— Supplied information —
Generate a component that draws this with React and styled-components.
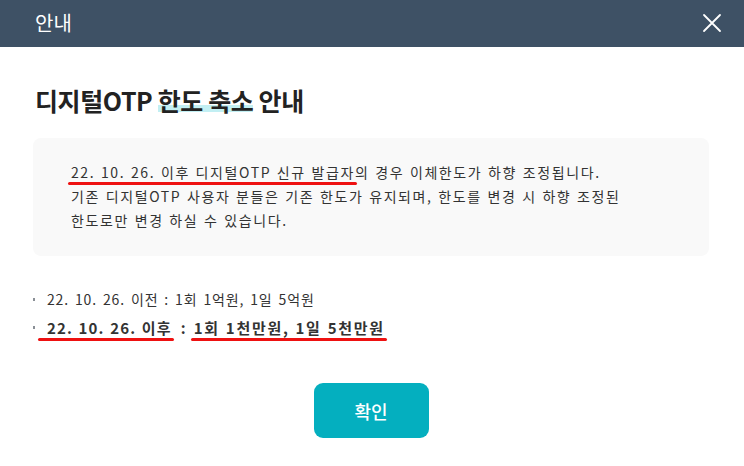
import React from 'react'
import styled, { createGlobalStyle } from 'styled-components'

const GlobalStyle = createGlobalStyle`
  html, body {
    margin: 0;
    padding: 0;
    background: #ffffff;
  }
  body {
    font-family: 'Noto Sans CJK KR', 'Noto Sans', sans-serif;
  }
`

const App = () => {
  return (
    <>
      <GlobalStyle />
      <Modal>
        <Header>
          <HeaderTitle>안내</HeaderTitle>
          <CloseButton aria-label='닫기'>
            <svg width='20' height='20' viewBox='0 0 20 20'>
              <path d='M2 2 L18 18 M18 2 L2 18' stroke='#ffffff' strokeWidth='1.8' strokeLinecap='round' />
            </svg>
          </CloseButton>
        </Header>
        <Body>
          <Title>
            디지털OTP <Highlight>한도 축소</Highlight> 안내
          </Title>
          <InfoBox>
            <p>
              <Marked>22. 10. 26. 이후 디지털OTP 신규 발급자</Marked>의 경우 이체한도가 하향 조정됩니다.
              <br />
              기존 디지털OTP 사용자 분들은 기존 한도가 유지되며, 한도를 변경 시 하향 조정된
              <br />
              한도로만 변경 하실 수 있습니다.
            </p>
          </InfoBox>
          <List>
            <Item>22. 10. 26. 이전 : 1회 1억원, 1일 5억원</Item>
            <Item $strong>
              <Marked $wide>22. 10. 26. 이후</Marked>
              <Colon>:</Colon>
              <Marked $loose>1회 1천만원, 1일 5천만원</Marked>
            </Item>
          </List>
          <Footer>
            <ConfirmButton>확인</ConfirmButton>
          </Footer>
        </Body>
      </Modal>
    </>
  )
}

const Modal = styled.div`
  width: 744px;
  height: 466px;
  background: #ffffff;
  display: flex;
  flex-direction: column;
`

const Header = styled.div`
  box-sizing: border-box;
  height: 47px;
  background: #3e5165;
  display: flex;
  align-items: center;
  justify-content: space-between;
  padding: 0 22px 2px 35px;
`

const HeaderTitle = styled.div`
  flex: none;
  color: #ffffff;
  font-size: 20px;
  font-weight: 400;
  line-height: 1;
`

const CloseButton = styled.button`
  flex: none;
  border: 0;
  background: none;
  padding: 0;
  width: 20px;
  height: 20px;
  display: flex;
  cursor: pointer;
`

const Body = styled.div`
  padding: 36px 35px 0 33px;
  display: flex;
  flex-direction: column;
`

const Title = styled.h2`
  margin: 0 0 0 2px;
  font-size: 25px;
  font-weight: 700;
  color: #222222;
  line-height: 34px;
  letter-spacing: -0.4px;
`

const Highlight = styled.span`
  background: linear-gradient(to bottom, transparent 64%, #c2eff3 64%, #c2eff3 84%, transparent 84%);
`

const InfoBox = styled.div`
  margin-top: 21px;
  background: #f9f9f9;
  border-radius: 8px;
  padding: 22px 20px 24px 38px;
  p {
    margin: 0;
    font-family: 'Noto Sans CJK KR', 'Noto Sans', sans-serif;
    font-size: 14px;
    line-height: 24px;
    color: #333333;
    letter-spacing: 1.6px;
    word-spacing: 1px;
  }
`

const Marked = styled.span`
  position: relative;
  letter-spacing: ${p => (p.$loose ? '1.7px' : 'inherit')};
  &::after {
    content: '';
    position: absolute;
    left: ${p => (p.$wide ? '-9px' : '-3px')};
    right: -2px;
    bottom: -3px;
    height: 3px;
    border-radius: 2px;
    background: #ee1111;
  }
`

const Colon = styled.span`
  display: inline-block;
  margin: 0 7px 0 9px;
`

const List = styled.ul`
  list-style: none;
  margin: 32px 0 0;
  padding: 0;
  display: flex;
  flex-direction: column;
  gap: 5px;
`

const Item = styled.li`
  position: relative;
  padding-left: 14px;
  font-size: ${p => (p.$strong ? '15px' : '14px')};
  font-weight: ${p => (p.$strong ? 700 : 400)};
  line-height: 23px;
  color: #333333;
  letter-spacing: ${p => (p.$strong ? '1.15px' : '0.85px')};
  word-spacing: ${p => (p.$strong ? '1px' : '2px')};
  &::before {
    content: '';
    position: absolute;
    left: 0;
    top: 10px;
    width: 2px;
    height: 3px;
    background: #8a8f96;
  }
`

const Footer = styled.div`
  margin-top: 44px;
  display: flex;
  justify-content: center;
`

const ConfirmButton = styled.button`
  width: 115px;
  height: 55px;
  border: 0;
  border-radius: 9px;
  background: #04afbf;
  color: #ffffff;
  font-family: 'Noto Sans CJK KR', 'Noto Sans', sans-serif;
  font-size: 18px;
  font-weight: 500;
  cursor: pointer;
`

export default App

— Task —
Omit pictures; set down the rest of the material word for word.

— Response to this task —
Generate a component that draws this with React and styled-components.
import React from 'react'
import styled, { createGlobalStyle } from 'styled-components'

const GlobalStyle = createGlobalStyle`
  html, body {
    margin: 0;
    padding: 0;
    background: #ffffff;
  }
  body {
    font-family: 'Noto Sans CJK KR', 'Noto Sans', sans-serif;
  }
`

const App = () => {
  return (
    <>
      <GlobalStyle />
      <Modal>
        <Header>
          <HeaderTitle>안내</HeaderTitle>
          <CloseButton aria-label='닫기'>
            <svg width='20' height='20' viewBox='0 0 20 20'>
              <path d='M2 2 L18 18 M18 2 L2 18' stroke='#ffffff' strokeWidth='1.8' strokeLinecap='round' />
            </svg>
          </CloseButton>
        </Header>
        <Body>
          <Title>
            디지털OTP <Highlight>한도 축소</Highlight> 안내
          </Title>
          <InfoBox>
            <p>
              <Marked>22. 10. 26. 이후 디지털OTP 신규 발급자</Marked>의 경우 이체한도가 하향 조정됩니다.
              <br />
              기존 디지털OTP 사용자 분들은 기존 한도가 유지되며, 한도를 변경 시 하향 조정된
              <br />
              한도로만 변경 하실 수 있습니다.
            </p>
          </InfoBox>
          <List>
            <Item>22. 10. 26. 이전 : 1회 1억원, 1일 5억원</Item>
            <Item $strong>
              <Marked $wide>22. 10. 26. 이후</Marked>
              <Colon>:</Colon>
              <Marked $loose>1회 1천만원, 1일 5천만원</Marked>
            </Item>
          </List>
          <Footer>
            <ConfirmButton>확인</ConfirmButton>
          </Footer>
        </Body>
      </Modal>
    </>
  )
}

const Modal = styled.div`
  width: 744px;
  height: 466px;
  background: #ffffff;
  display: flex;
  flex-direction: column;
`

const Header = styled.div`
  box-sizing: border-box;
  height: 47px;
  background: #3e5165;
  display: flex;
  align-items: center;
  justify-content: space-between;
  padding: 0 22px 2px 35px;
`

const HeaderTitle = styled.div`
  flex: none;
  color: #ffffff;
  font-size: 20px;
  font-weight: 400;
  line-height: 1;
`

const CloseButton = styled.button`
  flex: none;
  border: 0;
  background: none;
  padding: 0;
  width: 20px;
  height: 20px;
  display: flex;
  cursor: pointer;
`

const Body = styled.div`
  padding: 36px 35px 0 33px;
  display: flex;
  flex-direction: column;
`

const Title = styled.h2`
  margin: 0 0 0 2px;
  font-size: 25px;
  font-weight: 700;
  color: #222222;
  line-height: 34px;
  letter-spacing: -0.4px;
`

const Highlight = styled.span`
  background: linear-gradient(to bottom, transparent 64%, #c2eff3 64%, #c2eff3 84%, transparent 84%);
`

const InfoBox = styled.div`
  margin-top: 21px;
  background: #f9f9f9;
  border-radius: 8px;
  padding: 22px 20px 24px 38px;
  p {
    margin: 0;
    font-family: 'Noto Sans CJK KR', 'Noto Sans', sans-serif;
    font-size: 14px;
    line-height: 24px;
    color: #333333;
    letter-spacing: 1.6px;
    word-spacing: 1px;
  }
`

const Marked = styled.span`
  position: relative;
  letter-spacing: ${p => (p.$loose ? '1.7px' : 'inherit')};
  &::after {
    content: '';
    position: absolute;
    left: ${p => (p.$wide ? '-9px' : '-3px')};
    right: -2px;
    bottom: -3px;
    height: 3px;
    border-radius: 2px;
    background: #ee1111;
  }
`

const Colon = styled.span`
  display: inline-block;
  margin: 0 7px 0 9px;
`

const List = styled.ul`
  list-style: none;
  margin: 32px 0 0;
  padding: 0;
  display: flex;
  flex-direction: column;
  gap: 5px;
`

const Item = styled.li`
  position: relative;
  padding-left: 14px;
  font-size: ${p => (p.$strong ? '15px' : '14px')};
  font-weight: ${p => (p.$strong ? 700 : 400)};
  line-height: 23px;
  color: #333333;
  letter-spacing: ${p => (p.$strong ? '1.15px' : '0.85px')};
  word-spacing: ${p => (p.$strong ? '1px' : '2px')};
  &::before {
    content: '';
    position: absolute;
    left: 0;
    top: 10px;
    width: 2px;
    height: 3px;
    background: #8a8f96;
  }
`

const Footer = styled.div`
  margin-top: 44px;
  display: flex;
  justify-content: center;
`

const ConfirmButton = styled.button`
  width: 115px;
  height: 55px;
  border: 0;
  border-radius: 9px;
  background: #04afbf;
  color: #ffffff;
  font-family: 'Noto Sans CJK KR', 'Noto Sans', sans-serif;
  font-size: 18px;
  font-weight: 500;
  cursor: pointer;
`

export default App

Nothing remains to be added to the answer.